Entrou em vigor esta quarta-feira uma das leis de aborto mais radicais nos Estados Unidos (EUA). No Estado do Texas passou a ser proibido abortar depois de seis semanas de gravidez, mesmo em casos de violação ou incesto. A medida permite também que qualquer cidadão possa processar quem realizou, ajudou ou incentivou ao procedimento — abrindo “quase que uma caça ao tesouro.”
Gregg Abbot, o governador republicano do Texas, considera que estará a “salvar muitas vidas à devastação do aborto”, sendo que as seis semanas de gravidez marcam o período em que o feto desenvolve batimento cardíaco.
Contudo, para além das pacientes poderem ser processadas, também os médicos, funcionários de clínicas, alguém que ajude a pagar o procedimento ou até mesmo motoristas da Uber que transportem a paciente até uma clínica de aborto podem ser constituídos arguidos.
Quanto aos delatores, pode esperar-lhes uma “recompensa”de até 10.000 dólares (cerca de 8.444 euros) por terem denunciado o caso. “Caçadores de recompensas” é o nome que os ativistas pró-aborto têm usado para descrever este tipo de pessoas.
Segundo um estudo do Centro de Controlo e Prevenção de Doença, cerca de 64% dos abortos no Texas ocorrem depois das seis semanas — período também marcado pelo desconhecimento da mulher quanto à sua gravidez. Passa, assim, a ser proibido quase totalmente o aborto no Estado segundo a nova lei, conhecida como Senate Bill 8 (SB8).
Para além disto, segundo uma pesquisa realizada pela Sexual Assault Survivors’ Task Force (Task Force de Sobreviventes de Agressão Sexual, numa tradução à letra), 91% das mulheres do Texas não reportam à polícia quando são violadas. O que significa que, com esta nova lei, o número de bebés a nascer sobre estas circunstâncias aumentará, bem como o número de mulheres obrigadas a levar gravidezes frutos de abusos sexuais até ao fim.

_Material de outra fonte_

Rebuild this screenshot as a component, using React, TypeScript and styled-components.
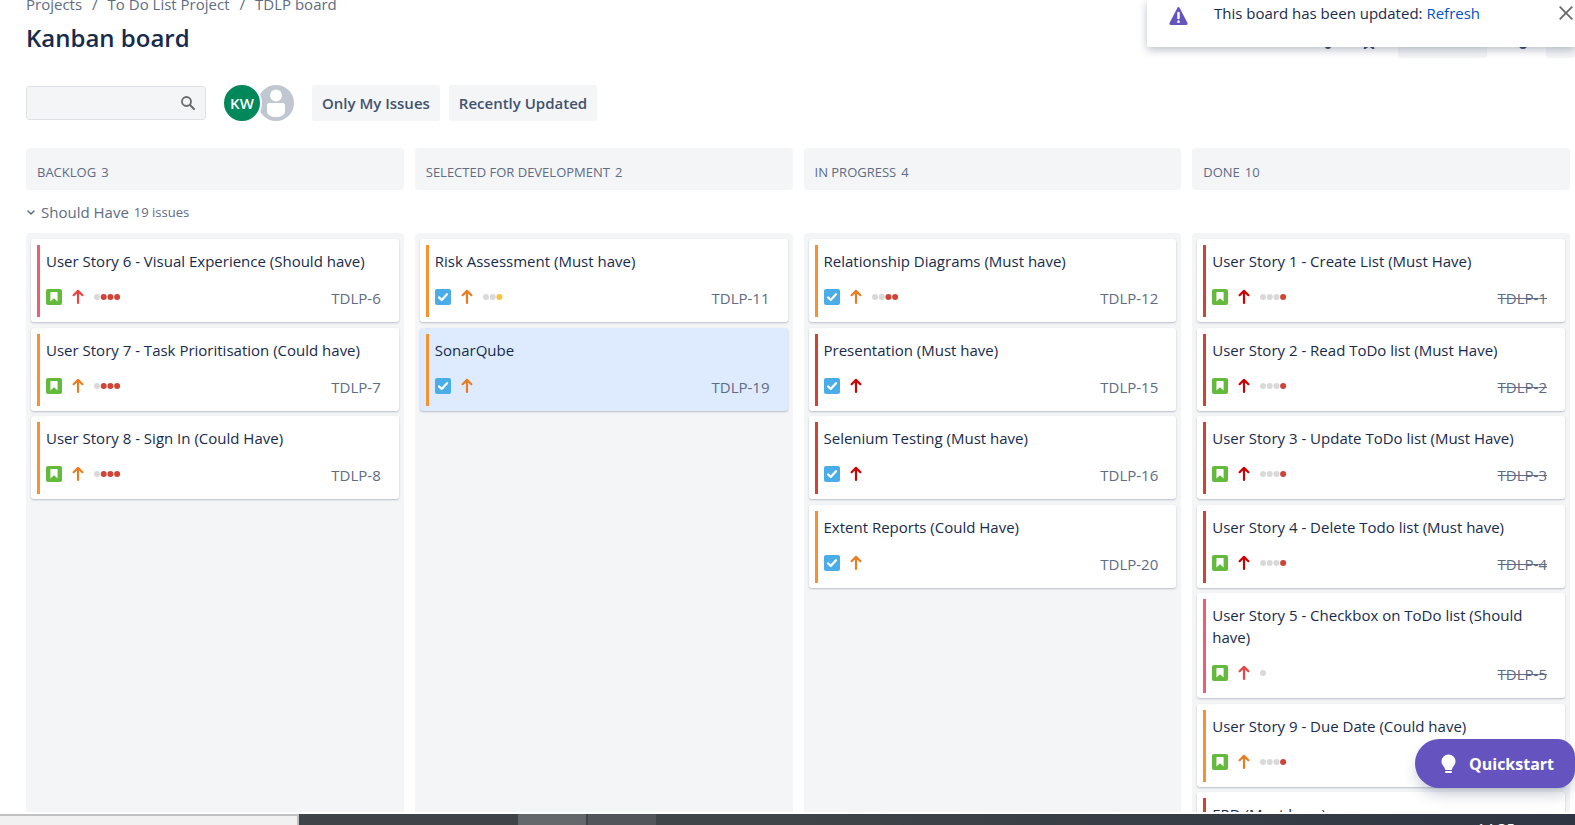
import React from 'react';
import styled, { createGlobalStyle } from 'styled-components';

const GlobalStyle = createGlobalStyle`
  *, *::before, *::after { box-sizing: border-box; }
  html, body, #root { height: 100%; margin: 0; }
  body {
    overflow: hidden;
    background: #fff;
    color: #172b4d;
    font-family: 'Open Sans', 'Noto Sans', sans-serif;
    font-size: 15px;
    line-height: 22px;
  }
  button, input { font: inherit; color: inherit; }
  button { border: 0; background: none; padding: 0; cursor: pointer; }
  a { color: inherit; text-decoration: none; }
  h1, h2, p, ul { margin: 0; padding: 0; font-weight: 400; }
  ul { list-style: none; }
  svg { display: block; flex: none; }
`;

const Screen = styled.div`
  display: flex;
  flex-direction: column;
  height: 100vh;
  overflow: hidden;
`;

const Page = styled.main`
  display: flex;
  flex-direction: column;
  flex: 1;
  min-height: 0;
  padding: 0 5px 2px 26px;
`;

const Breadcrumbs = styled.nav`
  display: flex;
  gap: 10px;
  height: 15px;
  align-items: flex-end;
  color: #5e6c84;
  white-space: nowrap;
`;

const TitleRow = styled.header`
  display: flex;
  justify-content: space-between;
  height: 43px;
`;

const PageTitle = styled.h1`
  font-size: 24px;
  font-weight: 600;
  line-height: 46px;
`;

const HeaderActions = styled.div`
  display: flex;
  align-items: flex-end;
  gap: 16px;
  margin-right: -5px;
`;

const HeaderIcon = styled.button<{ $align?: string }>`
  display: grid;
  justify-items: ${(p) => p.$align || 'center'};
  align-content: start;
  width: 27px;
  height: 23px;
  color: #42526e;
`;

const HeaderButton = styled.button<{ $width: number }>`
  width: ${(p) => p.$width}px;
  height: 36px;
  border-radius: 3px;
  background: #f4f5f7;
`;

const Toolbar = styled.div`
  display: flex;
  align-items: center;
  height: 36px;
  margin: 27px 0;
`;

const SearchBox = styled.label`
  display: flex;
  align-items: center;
  width: 180px;
  height: 34px;
  padding: 0 9px;
  border: 1px solid #dfe1e6;
  border-radius: 3px;
  background: #f4f5f7;
  color: #6b6b6b;
`;

const SearchInput = styled.input`
  flex: 1;
  min-width: 0;
  border: 0;
  outline: 0;
  background: transparent;
`;

const Avatars = styled.div`
  display: flex;
  margin: 0 16px;
`;

const Avatar = styled.button<{ $color: string }>`
  display: grid;
  place-items: center;
  width: 40px;
  height: 40px;
  border: 2px solid #fff;
  border-radius: 50%;
  background: ${(p) => p.$color};
  color: #fff;
  font-weight: 600;
  overflow: hidden;

  &:first-child { z-index: 1; }
  & + & { margin-left: -6px; }
`;

const FilterButton = styled.button`
  height: 36px;
  padding: 0 10px;
  border-radius: 3px;
  background: #f4f5f7;
  color: #42526e;
  font-weight: 600;
  white-space: nowrap;

  & + & { margin-left: 9px; }
`;

const Columns = styled.div`
  display: grid;
  grid-template-columns: repeat(4, minmax(0, 1fr));
  gap: 11px;
`;

const BoardColumns = styled(Columns)`
  flex: 1;
  min-height: 0;
  grid-template-rows: minmax(0, 1fr);
`;

const ColumnHeader = styled.h2`
  display: flex;
  gap: 5px;
  height: 42px;
  padding: 13px 11px 0;
  border-radius: 4px;
  background: #f4f5f7;
  color: #5e6c84;
  font-size: 13px;
`;

const Swimlane = styled.button`
  display: flex;
  align-items: center;
  gap: 5px;
  height: 43px;
  color: #5e6c84;
`;

const LaneCount = styled.span`
  font-size: 13px;
`;

const Column = styled.ul`
  min-height: 0;
  padding: 6px 5px;
  border-radius: 4px 4px 0 0;
  background: #f4f5f7;
  overflow: hidden;
`;

const CardBox = styled.li<{ $selected?: boolean }>`
  display: flex;
  padding: 6px 18px 5px 6px;
  border-radius: 3px;
  background: ${(p) => (p.$selected ? '#deebff' : '#fff')};
  box-shadow: 0 1px 2px rgba(9, 30, 66, 0.25);

  &:nth-child(odd) { margin-bottom: 6px; }
  &:nth-child(even) { margin-bottom: 5px; }
`;

const Grabber = styled.span<{ $color: string }>`
  flex: none;
  width: 3px;
  background: ${(p) => p.$color};
`;

const CardBody = styled.div`
  flex: 1;
  min-width: 0;
  padding: 5px 0 9px 6px;
`;

const CardFooter = styled.div`
  display: flex;
  align-items: center;
  height: 22px;
  margin-top: 14px;
`;

const CardIcons = styled.span`
  display: flex;
  align-items: center;
  gap: 8px;
`;

const IssueKey = styled.a<{ $done?: boolean }>`
  margin-left: auto;
  padding-top: 2px;
  color: #5e6c84;
  text-decoration: ${(p) => (p.$done ? 'line-through' : 'none')};
`;

const Notification = styled.aside`
  position: absolute;
  top: 0;
  right: 0;
  display: flex;
  width: 428px;
  height: 47px;
  padding: 2px 0 0 22px;
  border-radius: 0 0 0 3px;
  background: #fff;
  box-shadow: 0 3px 8px rgba(9, 30, 66, 0.28);
  white-space: nowrap;
`;

const NotificationText = styled.p`
  flex: 1;
  margin-left: 26px;
`;

const NotificationLink = styled.a`
  color: #0052cc;
`;

const CloseButton = styled.button`
  display: grid;
  place-items: center;
  width: 18px;
  height: 22px;
  color: #666;
`;

const Quickstart = styled.button`
  position: absolute;
  right: 0;
  bottom: 37px;
  display: flex;
  align-items: center;
  gap: 13px;
  width: 160px;
  height: 49px;
  padding-left: 26px;
  border-radius: 25px 18px 18px 25px;
  background: #6554c0;
  color: #fff;
  font-size: 16px;
  font-weight: 700;
  box-shadow: 0 8px 16px -4px rgba(9, 30, 66, 0.3);
`;

const Taskbar = styled.footer`
  display: flex;
  flex: none;
  height: 11px;
  background: linear-gradient(90deg, #404447 0%, #3f4448 50%, #2f3542 100%);
  overflow: hidden;
`;

const TaskbarSearch = styled.div`
  width: 299px;
  border: solid #c0c0c0;
  border-width: 2px 2px 0 0;
  background: #f1f1f1;
  margin-right: 219px;
`;

const TaskbarItem = styled.div<{ $color: string }>`
  width: 68px;
  margin-right: 2px;
  background: ${(p) => p.$color};
`;

const Clock = styled.time`
  margin: 3px 60px 0 auto;
  color: #fff;
`;

type IssueType = 'story' | 'task';
type Priority = 'highest' | 'high' | 'medium';

interface Issue {
  id: number;
  title: string;
  type: IssueType;
  priority: Priority;
  bar: string;
  dots?: string;
  selected?: boolean;
}

const PINK = '#f15c75';
const ORANGE = '#f79232';
const RED = '#d04437';

const arrowColors: Record<Priority, string> = {
  highest: '#ce0000',
  high: '#ea4444',
  medium: '#ea7d24',
};

const dotColors: Record<string, string> = { g: '#d9d9d9', r: '#d04437', y: '#f6c342' };

const columns: { name: string; count: number; done?: boolean; issues: Issue[] }[] = [
  {
    name: 'BACKLOG',
    count: 3,
    issues: [
      { id: 6, title: 'User Story 6 - Visual Experience (Should have)', type: 'story', priority: 'high', bar: PINK, dots: 'grrr' },
      { id: 7, title: 'User Story 7 - Task Prioritisation (Could have)', type: 'story', priority: 'medium', bar: ORANGE, dots: 'grrr' },
      { id: 8, title: 'User Story 8 - Sign In (Could Have)', type: 'story', priority: 'medium', bar: ORANGE, dots: 'grrr' },
    ],
  },
  {
    name: 'SELECTED FOR DEVELOPMENT',
    count: 2,
    issues: [
      { id: 11, title: 'Risk Assessment (Must have)', type: 'task', priority: 'medium', bar: ORANGE, dots: 'ggy' },
      { id: 19, title: 'SonarQube', type: 'task', priority: 'medium', bar: ORANGE, selected: true },
    ],
  },
  {
    name: 'IN PROGRESS',
    count: 4,
    issues: [
      { id: 12, title: 'Relationship Diagrams (Must have)', type: 'task', priority: 'medium', bar: ORANGE, dots: 'ggrr' },
      { id: 15, title: 'Presentation (Must have)', type: 'task', priority: 'highest', bar: RED },
      { id: 16, title: 'Selenium Testing (Must have)', type: 'task', priority: 'highest', bar: RED },
      { id: 20, title: 'Extent Reports (Could Have)', type: 'task', priority: 'medium', bar: ORANGE },
    ],
  },
  {
    name: 'DONE',
    count: 10,
    done: true,
    issues: [
      { id: 1, title: 'User Story 1 - Create List (Must Have)', type: 'story', priority: 'highest', bar: RED, dots: 'gggr' },
      { id: 2, title: 'User Story 2 - Read ToDo list (Must Have)', type: 'story', priority: 'highest', bar: RED, dots: 'gggr' },
      { id: 3, title: 'User Story 3 - Update ToDo list (Must Have)', type: 'story', priority: 'highest', bar: RED, dots: 'gggr' },
      { id: 4, title: 'User Story 4 - Delete Todo list (Must have)', type: 'story', priority: 'highest', bar: RED, dots: 'gggr' },
      { id: 5, title: 'User Story 5 - Checkbox on ToDo list (Should have)', type: 'story', priority: 'high', bar: PINK, dots: 'g' },
      { id: 9, title: 'User Story 9 - Due Date (Could have)', type: 'story', priority: 'medium', bar: ORANGE, dots: 'gggr' },
      { id: 10, title: 'ERD (Must have)', type: 'task', priority: 'highest', bar: RED },
    ],
  },
];

const TypeIcon = ({ type }: { type: IssueType }) => (
  <svg width="16" height="16" viewBox="0 0 16 16" aria-hidden="true">
    <rect width="16" height="16" rx="2" fill={type === 'story' ? '#63ba3c' : '#4bade8'} />
    {type === 'story' ? (
      <path d="M5 3h6a.6.6 0 0 1 .6.6V12.6L8 9.2l-3.6 3.4V3.6A.6.6 0 0 1 5 3z" fill="#fff" />
    ) : (
      <path d="M4 8.4l2.7 2.6L12 5.2" fill="none" stroke="#fff" strokeWidth="2.2" strokeLinecap="round" strokeLinejoin="round" />
    )}
  </svg>
);

const PriorityIcon = ({ priority }: { priority: Priority }) => (
  <svg width="16" height="16" viewBox="0 0 16 16" aria-hidden="true">
    <path
      d="M8 14V2.6M3.6 6.2L8 1.9l4.4 4.3"
      fill="none"
      stroke={arrowColors[priority]}
      strokeWidth="2.2"
      strokeLinecap="round"
      strokeLinejoin="round"
    />
  </svg>
);

const DaysInColumn = ({ dots }: { dots: string }) => (
  <svg width="28" height="6" viewBox="0 0 28 6" aria-hidden="true">
    {dots.split('').map((dot, i) => (
      <circle key={i} cx={3 + i * 6.7} cy="3" r="3" fill={dotColors[dot]} />
    ))}
  </svg>
);

const Card = ({ issue, done }: { issue: Issue; done?: boolean }) => (
  <CardBox $selected={issue.selected}>
    <Grabber $color={issue.bar} />
    <CardBody>
      <p>{issue.title}</p>
      <CardFooter>
        <CardIcons>
          <TypeIcon type={issue.type} />
          <PriorityIcon priority={issue.priority} />
          {issue.dots && <DaysInColumn dots={issue.dots} />}
        </CardIcons>
        <IssueKey href={`#TDLP-${issue.id}`} $done={done}>
          TDLP-{issue.id}
        </IssueKey>
      </CardFooter>
    </CardBody>
  </CardBox>
);

export default function App() {
  return (
    <Screen>
      <GlobalStyle />
      <Page>
        <Breadcrumbs aria-label="Breadcrumb">
          <a href="#projects">Projects</a>
          <span>/</span>
          <a href="#project">To Do List Project</a>
          <span>/</span>
          <a href="#board">TDLP board</a>
        </Breadcrumbs>
        <TitleRow>
          <PageTitle>Kanban board</PageTitle>
          <HeaderActions>
            <HeaderIcon aria-label="Give feedback">
              <svg width="14" height="14" viewBox="0 0 14 14">
                <circle cx="9" cy="11" r="3" fill="currentColor" />
              </svg>
            </HeaderIcon>
            <HeaderIcon aria-label="Star board">
              <svg width="14" height="14" viewBox="0 0 14 14" fill="none" stroke="currentColor" strokeWidth="2">
                <path d="M7 1l1.8 4 4.2.4-3.2 2.9 1.400 5L7 10.300l-4.200 3 1.400-5L1 5.400 5.200 5z" />
              </svg>
            </HeaderIcon>
            <HeaderButton $width={89} aria-label="Release" />
            <HeaderIcon $align="end" aria-label="Share">
              <svg width="14" height="14" viewBox="0 0 14 14">
                <circle cx="7" cy="10" r="4" fill="currentColor" />
              </svg>
            </HeaderIcon>
            <HeaderButton $width={29} aria-label="More actions" />
          </HeaderActions>
        </TitleRow>

        <Toolbar>
          <SearchBox>
            <SearchInput type="text" aria-label="Search issues" />
            <svg width="16" height="16" viewBox="0 0 16 16" fill="none" stroke="currentColor" strokeLinecap="round">
              <circle cx="6.5" cy="6.5" r="4.5" strokeWidth="1.8" />
              <path d="M10 10l4 4" strokeWidth="2.2" />
            </svg>
          </SearchBox>
          <Avatars>
            <Avatar $color="#00875a">KW</Avatar>
            <Avatar $color="#c1c7d0" aria-label="Unassigned">
              <svg width="36" height="36" viewBox="0 0 36 36" fill="#fff">
                <circle cx="18" cy="10.5" r="6" />
                <path d="M11.5 18h13a2.5 2.5 0 0 1 2.5 2.5V26c0 4-4 6-9 6s-9-2-9-6v-5.5a2.5 2.5 0 0 1 2.5-2.5z" />
              </svg>
            </Avatar>
          </Avatars>
          <FilterButton>Only My Issues</FilterButton>
          <FilterButton>Recently Updated</FilterButton>
        </Toolbar>

        <Columns>
          {columns.map((c) => (
            <ColumnHeader key={c.name}>
              <span>{c.name}</span>
              <span>{c.count}</span>
            </ColumnHeader>
          ))}
        </Columns>
        <Swimlane aria-expanded="true">
          <svg width="10" height="10" viewBox="0 0 10 10" fill="none" stroke="currentColor" strokeWidth="1.5">
            <path d="M2 4l3 3 3-3" strokeLinecap="round" strokeLinejoin="round" />
          </svg>
          <span>Should Have</span>
          <LaneCount>19 issues</LaneCount>
        </Swimlane>
        <BoardColumns>
          {columns.map((c) => (
            <Column key={c.name} aria-label={c.name}>
              {c.issues.map((issue) => (
                <Card key={issue.id} issue={issue} done={c.done} />
              ))}
            </Column>
          ))}
        </BoardColumns>
      </Page>

      <Taskbar>
        <TaskbarSearch />
        <TaskbarItem $color="#65686b" />
        <TaskbarItem $color="#525559" />
        <Clock>14:35</Clock>
      </Taskbar>

      <Notification role="status">
        <svg width="19" height="23" viewBox="0 0 19 23">
          <path d="M8.3 5.9a1.3 1.3 0 0 1 2.400 0l7.800 15.200c.4.9-.2 1.900-1.100 1.900H1.600c-.9 0-1.500-1-1.100-1.900z" fill="#6554c0" />
          <path d="M9.5 11v5M9.5 19.500v.4" stroke="#fff" strokeWidth="2.400" strokeLinecap="round" />
        </svg>
        <NotificationText>
          This board has been updated: <NotificationLink href="#refresh">Refresh</NotificationLink>
        </NotificationText>
        <CloseButton aria-label="Close">
          <svg width="14" height="14" viewBox="0 0 14 14" fill="none" stroke="currentColor" strokeWidth="1.7">
            <path d="M.7.7l12.600 12.600M13.300.7L.7 13.300" />
          </svg>
        </CloseButton>
      </Notification>

      <Quickstart>
        <svg width="15" height="20" viewBox="0 0 15 20" fill="#fff">
          <path d="M7.5.5a7 7 0 0 0-7 7c0 2.600 1.500 4 2.600 5.500.6.9.9 2 1.200 3h6.400c.3-1 .6-2.100 1.200-3 1.100-1.500 2.600-2.900 2.600-5.500a7 7 0 0 0-7-7z" />
          <rect x="4" y="17" width="7" height="2" rx="1" />
        </svg>
        Quickstart
      </Quickstart>
    </Screen>
  );
}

“O acesso ao aborto vai ser um caos absoluto”, disse Amanda Williams, diretora executiva do grupo de apoio ao aborto Lilith Fund, que tentou bloquear a lei. “Infelizmente, muitas pessoas que precisam do procedimento não vão poder fazê-lo. A medida vai obrigar a maioria dos pacientes que têm recursos a sair do Estado para o procurar”, concluiu.
Contudo, quem não tem possibilidade financeira terá de recorrer a métodos alternativos, longe da vista dos delatores, para poder concluir o aborto. O médico Ghazaleh Moayedi, que realiza interrupções voluntárias da gravidez, referiu também, em entrevista ao The Guardian, que o seu maior receio é não conseguir “garantir que as pessoas mais vulneráveis na comunidade, as pacientes negras e latinas, que já têm mais riscos pelos obstáculos logísticos e financeiros, consigam o acompanhamento de que precisam.”
Nenhuma medida semelhante entrou em vigor em qualquer Estado norte-americano desde 1973, quando o Supremo Tribunal aprovou a lei Roe v. Wade — que consagrava o direito constitucional ao aborto.
Joe Biden promete proteger direito ao aborto e condena nova lei
O Presidente norte-americano Joe Biden condenou a lei texana e prometeu que a sua administração irá lutar para proteger o direito constitucional de realizar um aborto — em vigor há quase 50 anos.
“A lei do Texas vai prejudicar o acesso das mulheres aos cuidados de saúde de que precisam, particularmente em comunidade de pessoas de cor e de indivíduos com baixos rendimentos”, declarou o Presidente em comunicado citado pelo mesmo jornal.
“E, escandalosamente, [essa lei] delegou aos cidadãos particulares o poder de abrirem processos judiciais contra quem acreditem ter ajudado outra pessoa a conseguir um aborto”, lamentou.